Fintechs Canada responded to the government’s consultation on right to repair for home appliances and consumer electronics, which aims to give consumers more choices and information about repairing the products they buy.
In its submission, Fintechs Canada warns that a broad application of a right to repair framework could unintentionally “include payment devices and technologies such as electronic credential hardware,” which are designed to meet strict security standards.
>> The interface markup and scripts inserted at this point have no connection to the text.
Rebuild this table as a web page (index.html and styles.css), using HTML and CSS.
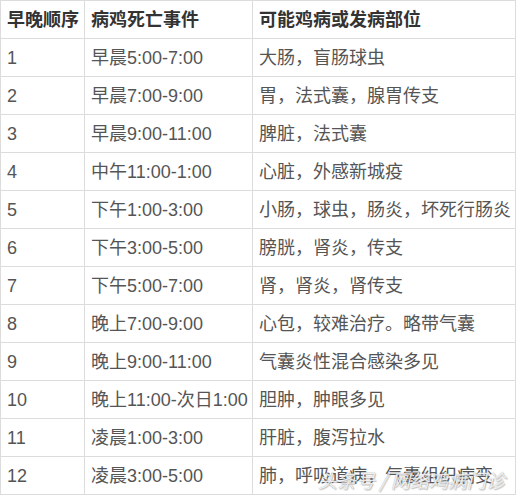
FILE: index.html
```html
<!DOCTYPE html>
<html lang="zh">
<head>
<meta charset="utf-8">
<link rel="stylesheet" href="styles.css">
</head>
<body>
<div class="wrap">
<table class="tbl">
<colgroup><col class="c1"><col class="c2"><col class="c3"></colgroup>
<tr class="head"><td>早晚顺序</td><td>病鸡死亡事件</td><td>可能鸡病或发病部位</td></tr>
<tr><td>1</td><td>早晨5:00-7:00</td><td>大肠，盲肠球虫</td></tr>
<tr><td>2</td><td>早晨7:00-9:00</td><td>胃，法式囊，腺胃传支</td></tr>
<tr><td>3</td><td>早晨9:00-11:00</td><td>脾脏，法式囊</td></tr>
<tr><td>4</td><td>中午11:00-1:00</td><td>心脏，外感新城疫</td></tr>
<tr><td>5</td><td>下午1:00-3:00</td><td>小肠，球虫，肠炎，坏死行肠炎</td></tr>
<tr><td>6</td><td>下午3:00-5:00</td><td>膀胱，肾炎，传支</td></tr>
<tr><td>7</td><td>下午5:00-7:00</td><td>肾，肾炎，肾传支</td></tr>
<tr><td>8</td><td>晚上7:00-9:00</td><td>心包，较难治疗。略带气囊</td></tr>
<tr><td>9</td><td>晚上9:00-11:00</td><td>气囊炎性混合感染多见</td></tr>
<tr><td>10</td><td>晚上11:00-次日1:00</td><td>胆肿，肿眼多见</td></tr>
<tr><td>11</td><td>凌晨1:00-3:00</td><td>肝脏，腹泻拉水</td></tr>
<tr><td>12</td><td>凌晨3:00-5:00</td><td>肺，呼吸道病，气囊组织病变</td></tr>
</table>
<div class="mark">头条号 / 网络鸡病门诊</div>
</div>
</body>
</html>
```
FILE: styles.css
```css
html, body {
  margin: 0;
  padding: 0;
  background: #fff;
}
.wrap {
  position: relative;
  width: 517px;
  height: 498px;
  overflow: hidden;
}
.tbl {
  border-collapse: collapse;
  table-layout: fixed;
  width: 515px;
  font-family: "Liberation Sans", "Noto Sans CJK SC", sans-serif;
  font-size: 18px;
  color: #555;
}
.c1 { width: 84px; }
.c2 { width: 168px; }
.c3 { width: 263px; }
.tbl td {
  border: 1px solid #dcdcdc;
  height: 37px;
  padding: 0 0 0 6px;
  white-space: nowrap;
  overflow: hidden;
  vertical-align: middle;
  line-height: 20px;
}
.head td {
  font-weight: bold;
  color: #333;
}
.mark {
  position: absolute;
  left: 318px;
  top: 468px;
  font-family: "Noto Sans CJK SC", sans-serif;
  font-size: 19px;
  line-height: 24px;
  font-style: italic;
  color: rgba(255, 255, 255, 0.85);
  text-shadow: 0 0 1px rgba(90, 90, 90, 0.6), 1px 1px 1px rgba(120, 120, 120, 0.4);
  white-space: nowrap;
}
```
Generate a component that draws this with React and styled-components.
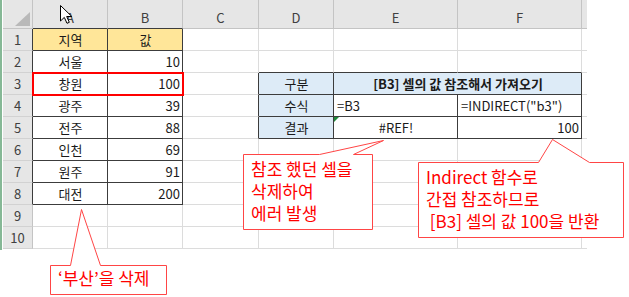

The association highlighted that these devices play a critical role in protecting sensitive financial data during transactions and are equipped with tamper-proof features to prevent fraudulent activities, such as skimming.
“These devices are meticulously designed to detect and respond to attempts to access internal elements,” the submission stated. “Tampering with these features could compromise the safety and performance of payment technologies, putting Canadians at risk.”
Fintechs Canada also emphasized the risk of disrupting compliance with global standards like the Payment Card Industry Data Security Standards (PCI DSS). “Non-compliance with PCI DSS could prevent payment devices from entering the market, resulting in financial penalties and loss of trust for merchants and consumers alike.”
To address these concerns, Fintechs Canada made three recommendations in their letter:
- Explicitly exclude payment devices from the Right to Repair framework.
- Exempt items where repair requirements could impair security features.
- Exempt devices that are typically replaced under warranty rather than repaired.